There's no denying that I am camera and photograph obsessed, I adore photographs of cameras as well as drawings especially angular looking beasts full of geometric patterns such as this anonymous rendition of a Canon camera. Each camera is unique and has a soul of its own, it's a friend to you with vision of its own and it will see and remember things differently to you. That's good though, I love the input and the changing colours a film camera can provide.
Photography books are another great love affair of mine, last year Santa brought me the complete encyclopedia of photography by Kodak and this year my father bought me a year's subscription to the Photography Australia magazine which I feel pretty chuffed about. I've been sticking lazy these last few weeks though and keep sleeping in and not reading any literature at all. In one way you could say that I am having a true holiday but I still feel guilty and terribly unproductive when I wake up.
This is one of the first cameras I got into my collection, a Polaroid Mini Portrait camera which weighs a tonne. The cool thing about it is that you can take a photograph at a time and have four different photographs at once on Polaroid film in a pop art Andy Warhol type of fashion with all the vintage goodness and reminiscence of a Polaroid camera. I have three Polaroid 600 cameras, one is Esprit Super colour in pink, another is yellow and the third is the Barbie edition. For an eighteen year old I really do have some weird hobbies.
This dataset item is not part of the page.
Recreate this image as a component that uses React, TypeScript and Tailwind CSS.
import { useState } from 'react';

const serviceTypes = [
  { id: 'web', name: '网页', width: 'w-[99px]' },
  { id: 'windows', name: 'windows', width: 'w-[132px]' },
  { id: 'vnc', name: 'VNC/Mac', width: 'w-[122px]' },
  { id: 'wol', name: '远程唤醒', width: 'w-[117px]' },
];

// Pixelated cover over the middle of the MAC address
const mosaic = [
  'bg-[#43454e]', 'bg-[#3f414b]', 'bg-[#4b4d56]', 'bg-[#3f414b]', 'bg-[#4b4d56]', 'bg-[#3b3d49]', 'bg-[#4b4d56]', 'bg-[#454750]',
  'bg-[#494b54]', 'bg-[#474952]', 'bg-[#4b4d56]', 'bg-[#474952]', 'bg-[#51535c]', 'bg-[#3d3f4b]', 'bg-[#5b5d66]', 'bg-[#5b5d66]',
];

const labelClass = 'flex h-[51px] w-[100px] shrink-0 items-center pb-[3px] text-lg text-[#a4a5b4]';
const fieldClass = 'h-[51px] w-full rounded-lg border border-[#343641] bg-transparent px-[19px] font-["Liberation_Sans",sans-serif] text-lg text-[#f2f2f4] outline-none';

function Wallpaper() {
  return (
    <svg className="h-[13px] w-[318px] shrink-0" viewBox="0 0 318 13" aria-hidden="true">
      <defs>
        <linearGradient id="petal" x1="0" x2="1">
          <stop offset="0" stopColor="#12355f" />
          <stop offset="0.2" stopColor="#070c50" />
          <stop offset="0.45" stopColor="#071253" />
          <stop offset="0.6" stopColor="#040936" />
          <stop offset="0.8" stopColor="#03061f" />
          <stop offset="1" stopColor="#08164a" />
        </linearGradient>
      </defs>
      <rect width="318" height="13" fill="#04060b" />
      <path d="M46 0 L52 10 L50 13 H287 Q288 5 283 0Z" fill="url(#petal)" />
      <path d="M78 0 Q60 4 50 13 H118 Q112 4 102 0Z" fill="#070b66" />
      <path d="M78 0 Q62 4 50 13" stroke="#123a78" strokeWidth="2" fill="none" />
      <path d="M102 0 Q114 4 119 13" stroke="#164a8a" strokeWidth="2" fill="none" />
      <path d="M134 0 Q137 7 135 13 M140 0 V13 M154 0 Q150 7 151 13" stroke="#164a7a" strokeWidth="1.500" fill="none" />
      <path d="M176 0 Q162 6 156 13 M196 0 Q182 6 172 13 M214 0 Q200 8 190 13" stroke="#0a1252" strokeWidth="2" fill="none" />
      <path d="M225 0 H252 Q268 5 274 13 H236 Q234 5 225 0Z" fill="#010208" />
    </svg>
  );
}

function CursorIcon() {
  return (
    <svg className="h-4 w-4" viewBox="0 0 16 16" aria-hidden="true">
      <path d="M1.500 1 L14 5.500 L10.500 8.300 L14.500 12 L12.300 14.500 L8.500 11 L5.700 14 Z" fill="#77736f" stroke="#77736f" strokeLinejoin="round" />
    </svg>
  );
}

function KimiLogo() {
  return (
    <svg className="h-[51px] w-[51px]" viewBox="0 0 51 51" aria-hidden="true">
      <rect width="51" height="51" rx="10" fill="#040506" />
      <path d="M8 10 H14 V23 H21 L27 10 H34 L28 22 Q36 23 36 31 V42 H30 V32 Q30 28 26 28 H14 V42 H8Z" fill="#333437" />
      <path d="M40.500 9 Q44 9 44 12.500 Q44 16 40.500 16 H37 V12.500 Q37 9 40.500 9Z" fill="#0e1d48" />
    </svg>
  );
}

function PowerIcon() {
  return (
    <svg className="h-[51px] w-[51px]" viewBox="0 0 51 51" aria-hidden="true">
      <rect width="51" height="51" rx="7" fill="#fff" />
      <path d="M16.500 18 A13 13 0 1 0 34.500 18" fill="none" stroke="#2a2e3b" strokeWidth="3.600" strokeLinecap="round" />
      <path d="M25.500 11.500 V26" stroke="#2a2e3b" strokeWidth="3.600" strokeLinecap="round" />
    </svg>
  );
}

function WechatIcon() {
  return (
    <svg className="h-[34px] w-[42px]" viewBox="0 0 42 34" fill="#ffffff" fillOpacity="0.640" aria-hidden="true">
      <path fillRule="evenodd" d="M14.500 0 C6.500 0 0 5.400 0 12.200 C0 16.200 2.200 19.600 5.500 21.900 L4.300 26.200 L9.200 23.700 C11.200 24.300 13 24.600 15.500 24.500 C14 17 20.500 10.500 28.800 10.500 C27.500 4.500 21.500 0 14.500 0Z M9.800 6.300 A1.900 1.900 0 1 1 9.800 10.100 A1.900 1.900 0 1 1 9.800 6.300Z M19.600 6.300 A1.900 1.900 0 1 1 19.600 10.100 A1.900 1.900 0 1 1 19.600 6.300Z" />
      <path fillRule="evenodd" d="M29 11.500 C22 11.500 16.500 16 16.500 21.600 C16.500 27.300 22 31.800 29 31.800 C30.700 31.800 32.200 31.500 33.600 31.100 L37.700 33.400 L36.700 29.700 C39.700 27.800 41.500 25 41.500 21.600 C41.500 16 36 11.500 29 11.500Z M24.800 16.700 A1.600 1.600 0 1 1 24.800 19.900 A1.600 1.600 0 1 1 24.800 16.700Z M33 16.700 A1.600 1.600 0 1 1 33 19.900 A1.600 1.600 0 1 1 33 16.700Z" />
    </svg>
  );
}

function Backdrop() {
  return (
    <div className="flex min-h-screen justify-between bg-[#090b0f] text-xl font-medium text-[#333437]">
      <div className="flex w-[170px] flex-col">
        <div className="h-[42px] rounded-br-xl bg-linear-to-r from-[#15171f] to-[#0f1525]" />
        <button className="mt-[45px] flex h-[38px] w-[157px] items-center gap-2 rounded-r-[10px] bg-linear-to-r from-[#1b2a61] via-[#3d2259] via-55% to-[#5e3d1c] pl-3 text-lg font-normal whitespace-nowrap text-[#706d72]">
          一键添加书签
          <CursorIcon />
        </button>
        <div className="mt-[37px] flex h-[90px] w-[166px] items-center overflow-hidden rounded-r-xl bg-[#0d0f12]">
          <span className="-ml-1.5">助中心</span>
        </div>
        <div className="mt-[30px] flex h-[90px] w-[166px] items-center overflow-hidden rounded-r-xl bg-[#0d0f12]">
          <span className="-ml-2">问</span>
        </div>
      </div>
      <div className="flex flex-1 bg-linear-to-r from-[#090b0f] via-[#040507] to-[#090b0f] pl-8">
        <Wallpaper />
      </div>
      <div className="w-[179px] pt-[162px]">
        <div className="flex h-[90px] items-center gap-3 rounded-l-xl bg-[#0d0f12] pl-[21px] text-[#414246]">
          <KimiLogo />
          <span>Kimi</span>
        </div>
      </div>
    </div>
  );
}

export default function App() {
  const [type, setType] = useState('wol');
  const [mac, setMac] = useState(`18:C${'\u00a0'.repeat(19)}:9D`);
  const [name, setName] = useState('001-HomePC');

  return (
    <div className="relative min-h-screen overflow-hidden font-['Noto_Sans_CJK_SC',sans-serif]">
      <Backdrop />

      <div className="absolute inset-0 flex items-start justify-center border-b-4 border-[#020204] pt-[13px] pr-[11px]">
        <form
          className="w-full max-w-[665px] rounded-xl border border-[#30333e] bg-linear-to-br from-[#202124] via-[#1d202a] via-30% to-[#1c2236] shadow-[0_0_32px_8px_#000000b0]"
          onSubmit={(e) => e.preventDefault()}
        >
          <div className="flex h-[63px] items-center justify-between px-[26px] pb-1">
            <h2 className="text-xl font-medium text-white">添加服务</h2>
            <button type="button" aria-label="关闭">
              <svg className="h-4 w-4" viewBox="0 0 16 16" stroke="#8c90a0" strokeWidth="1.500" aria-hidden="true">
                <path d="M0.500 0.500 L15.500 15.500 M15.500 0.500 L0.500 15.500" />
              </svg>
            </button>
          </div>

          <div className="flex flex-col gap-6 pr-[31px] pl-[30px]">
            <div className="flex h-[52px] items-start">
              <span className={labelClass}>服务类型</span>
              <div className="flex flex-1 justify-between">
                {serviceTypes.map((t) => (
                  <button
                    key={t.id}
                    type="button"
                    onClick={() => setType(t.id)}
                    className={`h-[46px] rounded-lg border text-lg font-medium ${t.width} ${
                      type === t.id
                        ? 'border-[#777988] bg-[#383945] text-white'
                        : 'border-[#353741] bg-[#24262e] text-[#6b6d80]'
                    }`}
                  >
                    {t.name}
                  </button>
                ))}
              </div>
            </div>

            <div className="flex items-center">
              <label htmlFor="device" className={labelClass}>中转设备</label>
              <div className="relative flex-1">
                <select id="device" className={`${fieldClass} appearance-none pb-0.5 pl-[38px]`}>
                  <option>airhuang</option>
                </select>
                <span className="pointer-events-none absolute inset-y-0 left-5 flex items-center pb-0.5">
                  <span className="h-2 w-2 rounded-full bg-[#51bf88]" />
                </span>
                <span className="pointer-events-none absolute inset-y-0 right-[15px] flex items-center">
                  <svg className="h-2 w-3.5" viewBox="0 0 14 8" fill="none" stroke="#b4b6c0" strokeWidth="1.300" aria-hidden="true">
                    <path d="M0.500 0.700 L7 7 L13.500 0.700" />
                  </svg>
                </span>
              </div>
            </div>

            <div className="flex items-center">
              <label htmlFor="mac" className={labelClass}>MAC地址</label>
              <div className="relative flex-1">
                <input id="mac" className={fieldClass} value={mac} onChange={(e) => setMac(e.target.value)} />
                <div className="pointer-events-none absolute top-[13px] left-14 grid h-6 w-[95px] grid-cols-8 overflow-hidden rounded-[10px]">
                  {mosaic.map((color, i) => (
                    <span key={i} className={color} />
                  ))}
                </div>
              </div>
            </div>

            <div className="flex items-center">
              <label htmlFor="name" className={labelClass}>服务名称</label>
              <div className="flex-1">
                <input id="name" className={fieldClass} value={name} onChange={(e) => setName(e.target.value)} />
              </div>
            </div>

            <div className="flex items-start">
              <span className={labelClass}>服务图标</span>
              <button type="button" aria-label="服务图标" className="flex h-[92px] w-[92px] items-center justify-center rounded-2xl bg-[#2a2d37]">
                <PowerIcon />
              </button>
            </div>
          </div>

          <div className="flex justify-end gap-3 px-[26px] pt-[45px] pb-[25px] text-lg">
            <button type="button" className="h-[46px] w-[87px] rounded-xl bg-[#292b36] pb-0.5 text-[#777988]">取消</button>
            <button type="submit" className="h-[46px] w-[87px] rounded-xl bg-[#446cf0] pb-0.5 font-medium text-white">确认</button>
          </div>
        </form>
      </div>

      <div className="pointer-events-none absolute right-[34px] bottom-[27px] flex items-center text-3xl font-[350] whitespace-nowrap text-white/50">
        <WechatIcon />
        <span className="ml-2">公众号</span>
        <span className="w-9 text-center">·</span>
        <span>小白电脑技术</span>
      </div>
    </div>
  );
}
Last and final cameras I'm lusting after are the White Stripes edition cameras; the Holga is named Jack and the Diana camera is named Meg. Both feature the peppermint candy motif on the winding wheel and a red and white body. While it's not as rare as the MoMA Diana it's still a great collector's piece and when bought as new comes with a truck load full of Lomography goodies. Both members of the white Stripes dabble in Lomography cameras although I am not too sure whether their preferences are reflected in their collaboration cameras.